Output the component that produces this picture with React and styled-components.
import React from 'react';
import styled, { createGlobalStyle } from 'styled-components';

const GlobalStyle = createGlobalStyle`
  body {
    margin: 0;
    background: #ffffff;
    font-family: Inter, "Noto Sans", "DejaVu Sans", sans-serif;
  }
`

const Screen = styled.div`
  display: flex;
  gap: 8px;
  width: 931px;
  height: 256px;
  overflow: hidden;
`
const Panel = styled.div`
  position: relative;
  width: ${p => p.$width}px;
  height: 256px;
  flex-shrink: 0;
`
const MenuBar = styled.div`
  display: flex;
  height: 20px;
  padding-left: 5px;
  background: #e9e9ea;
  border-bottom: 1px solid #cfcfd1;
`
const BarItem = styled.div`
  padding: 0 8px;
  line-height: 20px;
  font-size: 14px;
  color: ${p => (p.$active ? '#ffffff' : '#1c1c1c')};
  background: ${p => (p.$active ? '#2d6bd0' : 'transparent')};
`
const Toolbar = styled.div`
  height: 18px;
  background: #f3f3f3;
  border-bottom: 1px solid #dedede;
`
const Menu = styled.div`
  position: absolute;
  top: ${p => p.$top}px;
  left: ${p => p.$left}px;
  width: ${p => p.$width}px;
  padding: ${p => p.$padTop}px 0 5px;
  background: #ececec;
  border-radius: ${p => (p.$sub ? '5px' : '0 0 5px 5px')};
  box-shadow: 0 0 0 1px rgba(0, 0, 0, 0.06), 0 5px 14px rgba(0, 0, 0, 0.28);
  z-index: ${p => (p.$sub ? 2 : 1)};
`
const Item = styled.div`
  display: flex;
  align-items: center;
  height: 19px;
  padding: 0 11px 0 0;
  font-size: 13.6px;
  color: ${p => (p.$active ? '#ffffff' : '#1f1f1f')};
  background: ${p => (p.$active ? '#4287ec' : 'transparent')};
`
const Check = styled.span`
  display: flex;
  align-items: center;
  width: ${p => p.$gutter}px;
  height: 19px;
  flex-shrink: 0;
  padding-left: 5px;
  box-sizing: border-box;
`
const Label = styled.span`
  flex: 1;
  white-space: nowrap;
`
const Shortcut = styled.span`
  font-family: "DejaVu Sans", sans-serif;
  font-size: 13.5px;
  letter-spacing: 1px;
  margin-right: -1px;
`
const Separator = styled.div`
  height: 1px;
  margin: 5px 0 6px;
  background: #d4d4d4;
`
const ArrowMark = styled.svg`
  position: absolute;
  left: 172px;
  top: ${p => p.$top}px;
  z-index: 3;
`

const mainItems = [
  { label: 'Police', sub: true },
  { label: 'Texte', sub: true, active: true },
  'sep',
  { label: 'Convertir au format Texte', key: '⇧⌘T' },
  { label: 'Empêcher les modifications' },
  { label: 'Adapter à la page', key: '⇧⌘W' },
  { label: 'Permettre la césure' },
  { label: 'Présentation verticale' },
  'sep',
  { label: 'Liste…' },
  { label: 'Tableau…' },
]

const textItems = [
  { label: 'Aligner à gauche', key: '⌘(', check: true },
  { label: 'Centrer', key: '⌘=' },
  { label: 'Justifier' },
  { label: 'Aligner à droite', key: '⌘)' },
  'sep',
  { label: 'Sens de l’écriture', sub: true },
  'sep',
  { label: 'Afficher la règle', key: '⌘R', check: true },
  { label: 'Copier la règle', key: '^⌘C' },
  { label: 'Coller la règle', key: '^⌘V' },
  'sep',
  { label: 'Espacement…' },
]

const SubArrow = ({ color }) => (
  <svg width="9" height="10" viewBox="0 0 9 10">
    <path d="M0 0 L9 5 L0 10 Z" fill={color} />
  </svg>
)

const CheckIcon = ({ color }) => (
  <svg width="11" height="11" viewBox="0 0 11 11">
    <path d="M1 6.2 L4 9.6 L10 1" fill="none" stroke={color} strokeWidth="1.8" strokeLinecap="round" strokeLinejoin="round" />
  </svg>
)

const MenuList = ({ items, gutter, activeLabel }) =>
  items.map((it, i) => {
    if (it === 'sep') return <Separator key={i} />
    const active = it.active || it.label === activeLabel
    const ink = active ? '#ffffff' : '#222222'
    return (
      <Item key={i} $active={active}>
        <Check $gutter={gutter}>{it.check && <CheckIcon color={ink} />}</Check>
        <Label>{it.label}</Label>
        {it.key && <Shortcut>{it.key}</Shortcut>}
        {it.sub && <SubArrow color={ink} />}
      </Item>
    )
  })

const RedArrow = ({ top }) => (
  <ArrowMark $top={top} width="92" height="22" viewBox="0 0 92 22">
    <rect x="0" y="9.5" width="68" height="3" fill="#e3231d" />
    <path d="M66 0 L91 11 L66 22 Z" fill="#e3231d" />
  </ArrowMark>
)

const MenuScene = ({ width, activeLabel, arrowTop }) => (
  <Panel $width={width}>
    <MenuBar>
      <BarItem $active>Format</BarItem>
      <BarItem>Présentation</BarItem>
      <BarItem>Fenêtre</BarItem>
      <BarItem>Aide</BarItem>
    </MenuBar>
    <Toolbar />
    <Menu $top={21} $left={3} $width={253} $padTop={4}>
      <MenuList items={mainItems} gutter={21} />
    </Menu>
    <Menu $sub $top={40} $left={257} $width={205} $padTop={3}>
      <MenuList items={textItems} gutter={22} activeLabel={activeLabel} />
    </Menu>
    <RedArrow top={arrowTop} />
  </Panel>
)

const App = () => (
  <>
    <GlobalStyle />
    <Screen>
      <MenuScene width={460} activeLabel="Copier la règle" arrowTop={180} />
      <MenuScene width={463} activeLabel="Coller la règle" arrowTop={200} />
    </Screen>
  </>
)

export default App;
━━━━━━━━━━━━━━━━
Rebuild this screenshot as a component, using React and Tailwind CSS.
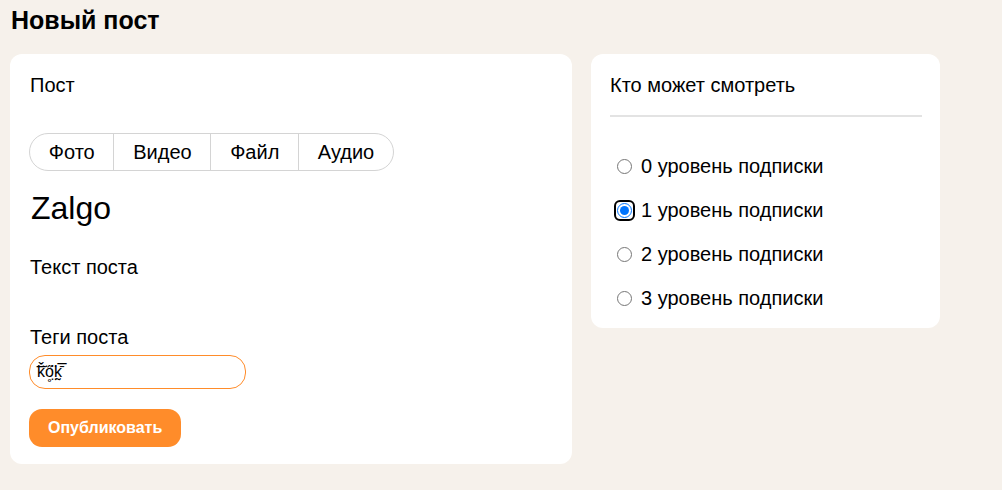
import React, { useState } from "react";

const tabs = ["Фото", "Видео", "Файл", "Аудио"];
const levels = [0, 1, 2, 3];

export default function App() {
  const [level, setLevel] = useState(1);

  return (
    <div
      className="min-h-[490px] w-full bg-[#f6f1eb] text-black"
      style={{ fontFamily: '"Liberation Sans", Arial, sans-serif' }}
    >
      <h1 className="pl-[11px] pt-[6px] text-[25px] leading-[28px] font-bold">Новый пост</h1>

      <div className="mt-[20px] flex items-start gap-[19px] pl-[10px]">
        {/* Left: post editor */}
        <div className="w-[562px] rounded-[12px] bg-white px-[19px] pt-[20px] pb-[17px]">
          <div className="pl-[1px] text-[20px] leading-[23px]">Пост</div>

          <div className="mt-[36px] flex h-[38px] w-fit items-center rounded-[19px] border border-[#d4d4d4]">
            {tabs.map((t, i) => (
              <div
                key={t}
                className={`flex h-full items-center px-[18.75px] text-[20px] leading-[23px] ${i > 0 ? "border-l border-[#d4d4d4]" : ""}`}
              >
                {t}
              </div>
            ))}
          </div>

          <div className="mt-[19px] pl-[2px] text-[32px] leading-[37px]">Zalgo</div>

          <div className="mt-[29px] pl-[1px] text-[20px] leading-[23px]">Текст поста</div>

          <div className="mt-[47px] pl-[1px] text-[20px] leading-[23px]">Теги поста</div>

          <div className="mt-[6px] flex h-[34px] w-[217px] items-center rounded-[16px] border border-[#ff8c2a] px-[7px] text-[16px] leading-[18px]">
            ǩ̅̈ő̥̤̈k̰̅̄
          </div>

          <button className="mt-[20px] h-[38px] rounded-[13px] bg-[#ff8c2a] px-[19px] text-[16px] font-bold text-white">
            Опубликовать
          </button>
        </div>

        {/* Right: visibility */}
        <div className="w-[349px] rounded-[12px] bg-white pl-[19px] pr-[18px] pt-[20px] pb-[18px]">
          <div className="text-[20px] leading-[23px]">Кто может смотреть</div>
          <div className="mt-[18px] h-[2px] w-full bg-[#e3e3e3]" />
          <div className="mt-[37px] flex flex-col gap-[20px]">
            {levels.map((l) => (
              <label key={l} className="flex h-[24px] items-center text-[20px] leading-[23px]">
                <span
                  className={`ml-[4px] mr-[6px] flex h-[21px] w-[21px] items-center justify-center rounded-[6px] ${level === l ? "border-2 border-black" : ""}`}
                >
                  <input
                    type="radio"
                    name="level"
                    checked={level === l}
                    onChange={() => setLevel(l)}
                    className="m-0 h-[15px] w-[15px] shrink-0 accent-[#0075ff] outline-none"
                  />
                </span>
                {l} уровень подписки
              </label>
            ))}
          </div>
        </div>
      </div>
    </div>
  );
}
━━━━━━━━━━━━━━━━
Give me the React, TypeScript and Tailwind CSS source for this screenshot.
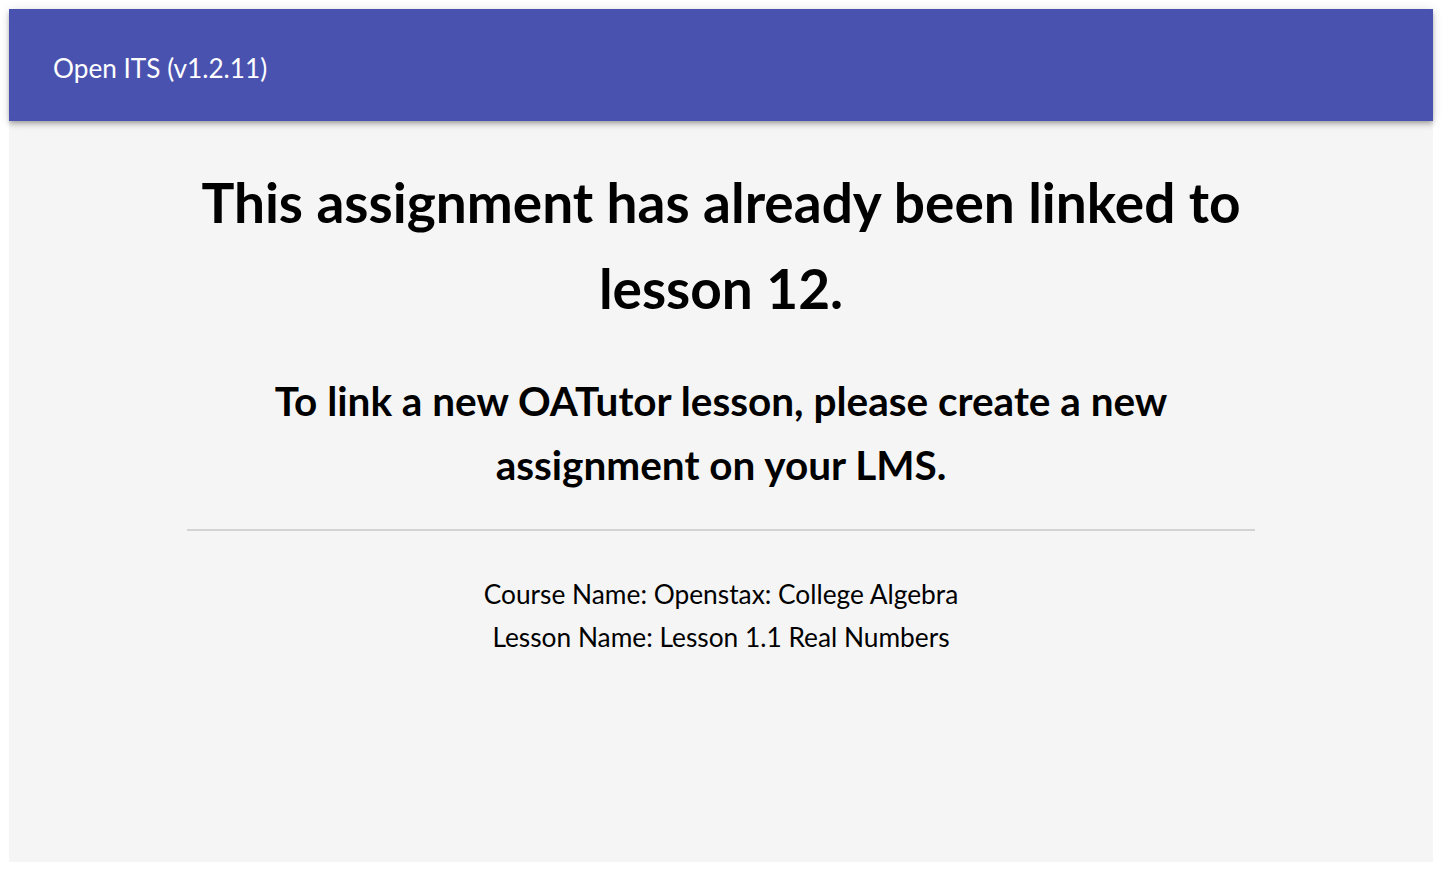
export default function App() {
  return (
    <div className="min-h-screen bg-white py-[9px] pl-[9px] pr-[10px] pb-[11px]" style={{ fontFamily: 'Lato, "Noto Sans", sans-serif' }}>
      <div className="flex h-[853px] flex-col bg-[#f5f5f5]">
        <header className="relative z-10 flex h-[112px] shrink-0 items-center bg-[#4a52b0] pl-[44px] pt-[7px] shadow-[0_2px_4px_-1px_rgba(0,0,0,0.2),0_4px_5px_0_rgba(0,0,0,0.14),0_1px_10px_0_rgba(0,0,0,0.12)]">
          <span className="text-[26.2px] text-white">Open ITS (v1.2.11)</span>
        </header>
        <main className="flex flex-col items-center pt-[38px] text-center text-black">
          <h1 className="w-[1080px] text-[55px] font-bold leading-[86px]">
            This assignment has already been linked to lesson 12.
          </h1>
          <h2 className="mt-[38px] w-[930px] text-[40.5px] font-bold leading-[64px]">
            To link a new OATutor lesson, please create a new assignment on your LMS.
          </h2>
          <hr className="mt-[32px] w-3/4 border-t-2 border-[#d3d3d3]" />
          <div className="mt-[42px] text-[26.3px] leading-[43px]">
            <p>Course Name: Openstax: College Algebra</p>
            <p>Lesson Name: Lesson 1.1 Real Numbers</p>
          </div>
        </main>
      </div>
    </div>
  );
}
━━━━━━━━━━━━━━━━
Directive:
Starting at the line containing "Rebuild this screenshot" and stopping after the line containing "const [level, setLevel] = useState(1);", give the lines again exactly and leave out every image.

Correct result:
Rebuild this screenshot as a component, using React and Tailwind CSS.
import React, { useState } from "react";

const tabs = ["Фото", "Видео", "Файл", "Аудио"];
const levels = [0, 1, 2, 3];

export default function App() {
  const [level, setLevel] = useState(1);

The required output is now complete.